Recensione di Versi di vento - Audrey Hepburn di Alessandro Ruta
21 Giugno 2024

Nel libro “Audrey Hepburn” (Diarkos editore, 2021) Alessandro Ruta, giornalista e scrittore, ricostruisce la storia di un’attrice che nell’immaginario collettivo è “simbolo di grazia ed eleganza, modello di stile, fascino e intelligenza”. “Una diva per nulla capricciosa che alla mondanità preferiva la calma e la normalità della sua amata Svizzera dove spesso si rifugiava per ricaricarsi”. Una donna piena di ferite e fragilità.

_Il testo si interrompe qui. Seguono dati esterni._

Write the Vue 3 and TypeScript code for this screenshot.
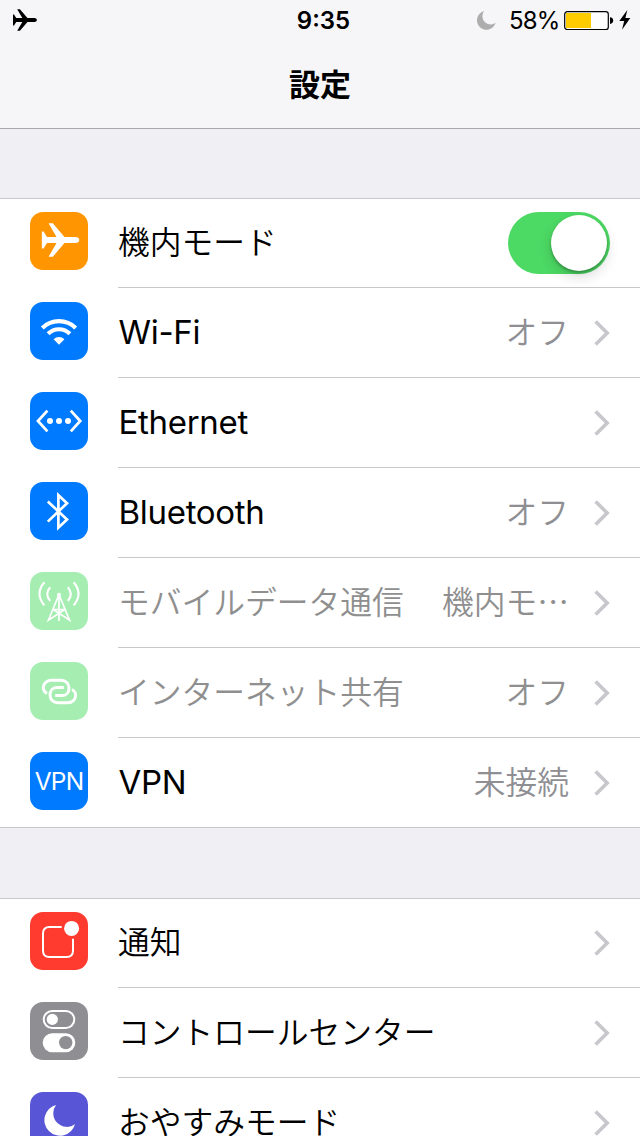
<script setup lang="ts">
type IconName =
  | 'airplane' | 'wifi' | 'ethernet' | 'bluetooth' | 'cellular'
  | 'hotspot' | 'vpn' | 'notifications' | 'control' | 'dnd'

interface Row {
  icon: IconName
  color: string
  label: string
  latin?: boolean
  value?: string
  toggle?: boolean
  disabled?: boolean
}

const groups: Row[][] = [
  [
    { icon: 'airplane', color: 'orange', label: '機内モード', toggle: true },
    { icon: 'wifi', color: 'blue', label: 'Wi-Fi', latin: true, value: 'オフ' },
    { icon: 'ethernet', color: 'blue', label: 'Ethernet', latin: true },
    { icon: 'bluetooth', color: 'blue', label: 'Bluetooth', latin: true, value: 'オフ' },
    { icon: 'cellular', color: 'green', label: 'モバイルデータ通信', value: '機内モ…', disabled: true },
    { icon: 'hotspot', color: 'green', label: 'インターネット共有', value: 'オフ', disabled: true },
    { icon: 'vpn', color: 'blue', label: 'VPN', latin: true, value: '未接続' },
  ],
  [
    { icon: 'notifications', color: 'red', label: '通知' },
    { icon: 'control', color: 'gray', label: 'コントロールセンター' },
    { icon: 'dnd', color: 'purple', label: 'おやすみモード' },
  ],
]

const planePath =
  'M11.8 19.6H13.6L17 25H26.5L18.6 11.2H22.8L34.5 25H46Q49.3 25.6 49.3 28Q49.3 30.4 46 31H34.5L22.8 44.8H18.6L26.5 31H17L13.6 36.4H11.8Z'
const moonPath = 'M26 13A15.6 15.6 0 1 0 45 32.3A13.7 13.7 0 0 1 26 13Z'
</script>

<template>
  <div class="screen" lang="ja">
    <header class="top">
      <div class="status">
        <div class="side left">
          <svg class="plane" viewBox="12 11 37.4 34"><path :d="planePath" /></svg>
        </div>
        <span class="time">9:35</span>
        <div class="side right">
          <svg class="moon" viewBox="14.6 12.8 30.8 31.2"><path :d="moonPath" /></svg>
          <span class="percent">58%</span>
          <svg class="battery" width="50" height="20" viewBox="0 0 50 20">
            <rect x="0.7" y="0.7" width="43.6" height="17.8" rx="2.6" fill="#fefefe" stroke="#000" stroke-width="1.2" />
            <rect x="2" y="2" width="25" height="15" fill="#fc0" />
            <path d="M46 6.2Q49.2 6.6 49.2 9.6T46 13Z" />
          </svg>
          <svg class="bolt" width="12" height="20" viewBox="0 0 12 20">
            <path d="M8.3 0L0.3 11H5.2L3 19.7L11.3 7.9H6.4Z" />
          </svg>
        </div>
      </div>
      <h1>設定</h1>
    </header>

    <section v-for="(group, g) in groups" :key="g" class="group">
      <div v-for="row in group" :key="row.label" class="row" :class="{ disabled: row.disabled }">
        <svg class="icon" :class="row.color" viewBox="0 0 58 58">
          <path v-if="row.icon === 'airplane'" :d="planePath" fill="#fff" />
          <g v-else-if="row.icon === 'wifi'" fill="none" stroke="#fff" stroke-width="4.1">
            <path d="M12.3 26A23.6 23.6 0 0 1 45.7 26" />
            <path d="M18.1 31.8A15.4 15.4 0 0 1 39.9 31.8" />
            <path d="M29 42.7L23.6 37.3A7.7 7.7 0 0 1 34.4 37.3Z" fill="#fff" stroke="none" />
          </g>
          <g v-else-if="row.icon === 'ethernet'" fill="none" stroke="#fff" stroke-width="2.8">
            <path d="M17.4 18.6L8 29L17.4 39.4M40.8 18.6L50.2 29L40.8 39.4" />
            <g fill="#fff" stroke="none">
              <circle cx="20" cy="29" r="3" />
              <circle cx="29" cy="29" r="3" />
              <circle cx="38" cy="29" r="3" />
            </g>
          </g>
          <path
            v-else-if="row.icon === 'bluetooth'"
            d="M17.8 19.4L37 37.6L28.4 45.7V13.2L37 21.2L17.8 39.6"
            fill="none" stroke="#fff" stroke-width="2.7"
          />
          <g v-else-if="row.icon === 'cellular'" fill="none" stroke="#fff" stroke-width="1.7">
            <circle cx="29" cy="22.8" r="2.1" fill="#fff" stroke="none" />
            <path d="M29 24V49M28.4 24L18.5 48L34.8 37.6M29.6 24L39.5 48L23.2 37.6M23.2 37.6H34.8" />
            <g stroke-width="2.1">
              <path d="M20.2 15.2Q14.2 22 20.2 29M37.8 15.2Q43.8 22 37.8 29" />
              <path d="M14.4 10.3Q4.6 21.8 14.4 33.4M43.6 10.3Q53.4 21.8 43.6 33.4" />
            </g>
          </g>
          <g v-else-if="row.icon === 'hotspot'" fill="none" stroke="#fff" stroke-width="2.9">
            <path d="M17 31.6C14.5 30 13.3 27.9 13.3 25.7C13.3 21.5 17 18.3 21 18.3H31.3C35.8 18.3 39 21.6 39 26S36.3 33.5 32.5 33.5H25.2" />
            <path d="M42 27.4C44.5 29 45.7 31.1 45.7 33.3C45.7 37.5 42 40.7 38 40.7H27.7C23.2 40.7 20 37.4 20 33S22.7 25.5 26.5 25.5H33.8" />
          </g>
          <text v-else-if="row.icon === 'vpn'" class="vpn" x="29" y="38" text-anchor="middle">VPN</text>
          <g v-else-if="row.icon === 'notifications'">
            <path d="M31.7 15H19.5Q13 15 13 21.5V38.5Q13 45 19.5 45H36.5Q43 45 43 38.5V26.8" fill="none" stroke="#fff" stroke-width="2" />
            <circle cx="41.6" cy="16.4" r="7.5" fill="#fff" />
          </g>
          <g v-else-if="row.icon === 'control'">
            <rect x="13.7" y="9" width="30.6" height="17" rx="8.5" fill="none" stroke="#fff" stroke-width="2" />
            <circle cx="22.3" cy="17.4" r="5.6" fill="#fff" />
            <rect x="12.7" y="31.2" width="32.6" height="19" rx="9.5" fill="#fff" />
            <circle cx="35.7" cy="40.6" r="6.7" fill="#8e8e93" />
          </g>
          <path v-else :d="moonPath" fill="#fff" />
        </svg>
        <div class="content">
          <span class="label" :class="{ latin: row.latin }">{{ row.label }}</span>
          <span v-if="row.value" class="value">{{ row.value }}</span>
          <span v-if="row.toggle" class="switch"><span class="knob"></span></span>
          <svg v-else class="chevron" width="18" height="28" viewBox="0 0 18 28">
            <path d="M2.6 2.4L14.2 14L2.6 25.6" fill="none" stroke="#c7c7cc" stroke-width="3.6" />
          </svg>
        </div>
      </div>
    </section>
  </div>
</template>

<style>
body {
  margin: 0;
  background: #efeff4;
}
</style>

<style scoped>
.screen {
  width: 640px;
  height: 1136px;
  overflow: hidden;
  background: #efeff4;
  color: #000;
  font-family: Inter, "Noto Sans CJK JP", sans-serif;
}
.top {
  box-sizing: border-box;
  height: 129px;
  border-bottom: 1px solid #a9a9ad;
  background: #f6f6f8;
}
.status {
  display: flex;
  align-items: center;
  height: 40px;
  font-size: 24px;
}
.side {
  display: flex;
  flex: 1;
  align-items: center;
}
.left {
  padding-left: 13px;
}
.right {
  justify-content: flex-end;
  padding-right: 9px;
}
.plane {
  width: 24px;
  height: 22px;
}
.time {
  margin: 1px 0 0 3px;
  font-weight: 600;
}
.moon {
  width: 19px;
  height: 19px;
  margin-right: 13px;
  fill: #adadad;
}
.percent {
  width: 49px;
  margin: 1px 6px 0 0;
  letter-spacing: -0.8px;
  white-space: nowrap;
}
.battery {
  margin-top: 2px;
  margin-right: 5px;
}
h1 {
  margin: 0;
  padding-top: 20px;
  font-family: "Noto Sans CJK JP", sans-serif;
  font-size: 31px;
  font-weight: 700;
  line-height: 46px;
  text-align: center;
}
.group {
  margin-top: 69px;
  background: #fff;
  box-shadow: inset 0 1px 0 #c8c7cc;
}
.group + .group {
  margin-top: 70px;
}
.row {
  display: flex;
  height: 90px;
  padding-left: 30px;
}
.icon {
  flex: none;
  width: 58px;
  height: 58px;
  margin: 14px 30px 0 0;
  border-radius: 13px;
}
.orange { background: #ff9500; }
.blue { background: #007aff; }
.green { background: #a6edb2; }
.red { background: #ff3b30; }
.gray { background: #8e8e93; }
.purple { background: #5856d6; }
.vpn {
  fill: #fff;
  font-size: 24.5px;
  font-weight: 400;
  letter-spacing: -0.8px;
}
.content {
  display: flex;
  flex: 1;
  box-sizing: border-box;
  align-items: center;
  height: 90px;
  padding-top: 1px;
  padding-right: 29px;
  border-bottom: 1px solid #c8c7cc;
}
.row:last-child .content {
  margin-left: -118px;
  padding-left: 118px;
}
.label,
.value {
  padding-bottom: 7px;
  font-family: "Noto Sans CJK JP", sans-serif;
  font-size: 31.75px;
  font-weight: 350;
  line-height: 42px;
  white-space: nowrap;
}
.label {
  flex: 1;
}
.label.latin {
  padding-bottom: 2px;
  font-family: Inter, sans-serif;
  font-size: 33px;
  font-weight: 380;
  letter-spacing: -0.3px;
  text-indent: 0.5px;
}
.value {
  margin-right: 24px;
  color: #8e8e93;
}
.disabled .label,
.disabled .value {
  color: #8f8f8f;
}
.switch {
  display: flex;
  box-sizing: border-box;
  justify-content: flex-end;
  width: 102px;
  height: 62px;
  margin-right: 1px;
  padding: 3px;
  border-radius: 31px;
  background: #4cd964;
}
.knob {
  width: 56px;
  height: 56px;
  border-radius: 50%;
  background: #fff;
  box-shadow: 0 6px 14px rgba(0, 0, 0, 0.14), 0 2px 3px rgba(0, 0, 0, 0.28);
}
</style>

L’infanzia segnata dalla guerra, dalla fame, dalle persecuzioni naziste e dall’abbandono del padre. Povertà e privazioni che la toccarono nel corpo (esile anche per via di un rapporto ambivalente col cibo) e nell’animo (quando scelse di lasciare la sua brillante carriera cinematografica per dedicarsi agli altri attraverso l’impegno con l’Unicef). Una “farfalla di ferro” che, nonostante le sofferenze della vita, cercava sempre il lato positivo delle cose, anche grazie a quei suoi “grandi occhi” che, nell’epoca delle pin-up, furono il suo rivoluzionario strumento di seduzione, unito ad una classe innata e ad un portamento regale che la fecero adorare dagli stilisti che su di lei crearono capi e accessori divenuti iconici (il tubino nero, la collana di perle, i cappelli, le amate ballerine). “Sensibile e malinconica” inseguì fortemente il desiderio di maternità, preferendo la natura e il silenzio al lusso e alla vanità e scoprendo un po’ alla volta che aiutare gli altri sarebbe stata la sua missione più importante. Un’eterna ragazza” arrivata al successo per caso che costruì con serietà una carriera costellata di premi e film intramontabili.